DirFileEnumeration class addresses above problems and also provides events for both File and directory found which the calling class can subscribe to notify information to user. It also provides a mechanism to cancel the enumeration process if user requests so.
SQLite Database Queries
The SQLite database is created in memory using this connection string
string ConnectionString = "Data Source=:memory:;Version=3;New=True;";
We create table using the below query.
CREATE TABLE FileDB(Id INTEGER NOT NULL PRIMARY KEY AUTOINCREMENT UNIQUE, Name TEXT, FullName TEXT, Hash TEXT, Size INTEGER, FileExt TEXT, Directory TEXT, LastModTime INTEGER);
Each file with calculated MD5 is stored in the database using the below query.
INSERT INTO FileDB (Name, FullName, Hash, Size, FileExt, Directory, LastModTime)
VALUES (@Name, @FullName, @Hash, @Size, @FileExt, @Directory, @LastModTime);
Once we have populated the database, we need to get list of all the files which have same MD5 hash value. To get this information, below query does the trick and I use data grid to display the results.
SELECT s.id, s.Name, s.Size, s.Hash, s.Fullname
FROM FileDB s INNER JOIN
(SELECT Hash FROM FileDB GROUP BY Hash HAVING COUNT(*) > 1) q ON s.Hash = q.Hash
ORDER BY s.Hash DESC;
The utility provides a simple grid view to view files with same hash. User can use left click with Ctrl to select multiple items and delete them in one go.
The ideal control to view this probably would be a TreeView control with checkboxes. I would keep it as an enhancement because I wanted to get the first cut out with all the functionality.

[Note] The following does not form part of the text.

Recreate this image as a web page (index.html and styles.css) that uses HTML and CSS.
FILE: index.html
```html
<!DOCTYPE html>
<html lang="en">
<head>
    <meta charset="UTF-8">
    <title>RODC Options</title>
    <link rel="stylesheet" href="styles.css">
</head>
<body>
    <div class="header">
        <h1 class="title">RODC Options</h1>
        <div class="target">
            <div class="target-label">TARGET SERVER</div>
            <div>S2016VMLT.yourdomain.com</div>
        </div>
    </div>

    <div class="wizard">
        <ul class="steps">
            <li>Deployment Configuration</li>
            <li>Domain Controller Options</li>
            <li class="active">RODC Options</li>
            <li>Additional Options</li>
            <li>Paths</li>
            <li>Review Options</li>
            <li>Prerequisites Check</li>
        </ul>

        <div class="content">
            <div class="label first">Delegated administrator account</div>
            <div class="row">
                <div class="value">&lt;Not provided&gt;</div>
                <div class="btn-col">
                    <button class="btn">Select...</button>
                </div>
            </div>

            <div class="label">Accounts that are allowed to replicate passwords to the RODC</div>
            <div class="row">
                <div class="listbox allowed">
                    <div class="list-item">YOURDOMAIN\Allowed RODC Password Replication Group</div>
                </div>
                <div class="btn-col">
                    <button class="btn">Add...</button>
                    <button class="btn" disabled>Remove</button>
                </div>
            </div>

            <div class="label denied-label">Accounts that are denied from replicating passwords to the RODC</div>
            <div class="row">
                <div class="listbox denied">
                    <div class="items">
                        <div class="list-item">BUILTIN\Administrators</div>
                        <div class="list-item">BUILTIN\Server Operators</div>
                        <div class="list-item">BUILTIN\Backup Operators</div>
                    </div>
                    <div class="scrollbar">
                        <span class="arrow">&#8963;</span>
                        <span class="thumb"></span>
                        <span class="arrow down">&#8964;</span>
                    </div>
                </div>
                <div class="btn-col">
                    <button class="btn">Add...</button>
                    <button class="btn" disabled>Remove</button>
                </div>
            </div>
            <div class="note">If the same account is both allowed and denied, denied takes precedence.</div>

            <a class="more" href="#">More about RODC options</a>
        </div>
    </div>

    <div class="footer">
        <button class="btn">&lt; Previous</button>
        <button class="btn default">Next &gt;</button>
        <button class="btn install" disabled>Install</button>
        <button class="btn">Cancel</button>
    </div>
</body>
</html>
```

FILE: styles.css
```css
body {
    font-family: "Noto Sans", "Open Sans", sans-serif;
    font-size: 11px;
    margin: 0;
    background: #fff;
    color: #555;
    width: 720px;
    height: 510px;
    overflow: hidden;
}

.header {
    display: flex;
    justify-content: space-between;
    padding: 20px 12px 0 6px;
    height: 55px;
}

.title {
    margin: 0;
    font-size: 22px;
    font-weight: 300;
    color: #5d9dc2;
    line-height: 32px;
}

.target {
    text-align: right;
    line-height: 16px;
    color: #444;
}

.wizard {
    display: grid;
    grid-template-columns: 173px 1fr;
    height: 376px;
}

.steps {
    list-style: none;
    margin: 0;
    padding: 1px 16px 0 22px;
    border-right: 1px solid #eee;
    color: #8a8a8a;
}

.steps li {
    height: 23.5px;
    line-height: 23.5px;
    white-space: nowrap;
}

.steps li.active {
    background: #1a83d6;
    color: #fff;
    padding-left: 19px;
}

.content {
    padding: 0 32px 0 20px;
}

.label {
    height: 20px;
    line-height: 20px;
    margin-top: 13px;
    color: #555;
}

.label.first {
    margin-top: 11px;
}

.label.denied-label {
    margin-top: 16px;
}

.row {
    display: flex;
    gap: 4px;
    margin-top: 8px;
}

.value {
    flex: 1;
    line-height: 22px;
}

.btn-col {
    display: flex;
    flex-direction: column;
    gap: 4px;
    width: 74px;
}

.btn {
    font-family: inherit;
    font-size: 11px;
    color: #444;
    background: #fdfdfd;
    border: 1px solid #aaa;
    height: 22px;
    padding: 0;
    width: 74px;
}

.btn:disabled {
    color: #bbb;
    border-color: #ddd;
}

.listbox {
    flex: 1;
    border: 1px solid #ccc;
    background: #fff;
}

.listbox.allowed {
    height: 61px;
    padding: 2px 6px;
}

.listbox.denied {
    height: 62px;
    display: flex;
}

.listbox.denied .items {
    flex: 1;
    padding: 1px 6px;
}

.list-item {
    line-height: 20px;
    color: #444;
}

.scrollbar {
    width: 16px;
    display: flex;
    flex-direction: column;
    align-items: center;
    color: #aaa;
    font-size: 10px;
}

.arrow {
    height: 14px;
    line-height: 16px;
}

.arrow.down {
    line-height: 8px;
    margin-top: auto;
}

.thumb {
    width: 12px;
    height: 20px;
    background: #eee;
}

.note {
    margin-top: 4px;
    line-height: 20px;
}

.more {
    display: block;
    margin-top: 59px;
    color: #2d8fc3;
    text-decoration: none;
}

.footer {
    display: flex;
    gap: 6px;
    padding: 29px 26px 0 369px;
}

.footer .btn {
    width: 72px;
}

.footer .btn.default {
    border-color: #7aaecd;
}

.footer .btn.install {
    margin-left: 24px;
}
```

This utility does what it claims i.e. find duplicate files using MD5 signature. That said there are few things which can be improved and enhanced:
- The columns in DataGrid view are obtained directly from public properties of the class. This can be changed and DataTemplate can be used to add or remove fields.
- Instead of DataGrid I feel Treeview control would have been better choice. An extended TreeView control with checkboxes and having each node based on the Hash value would have presented the information in more organised manner. However, in the interest of time, I had to use the simplest option available to me.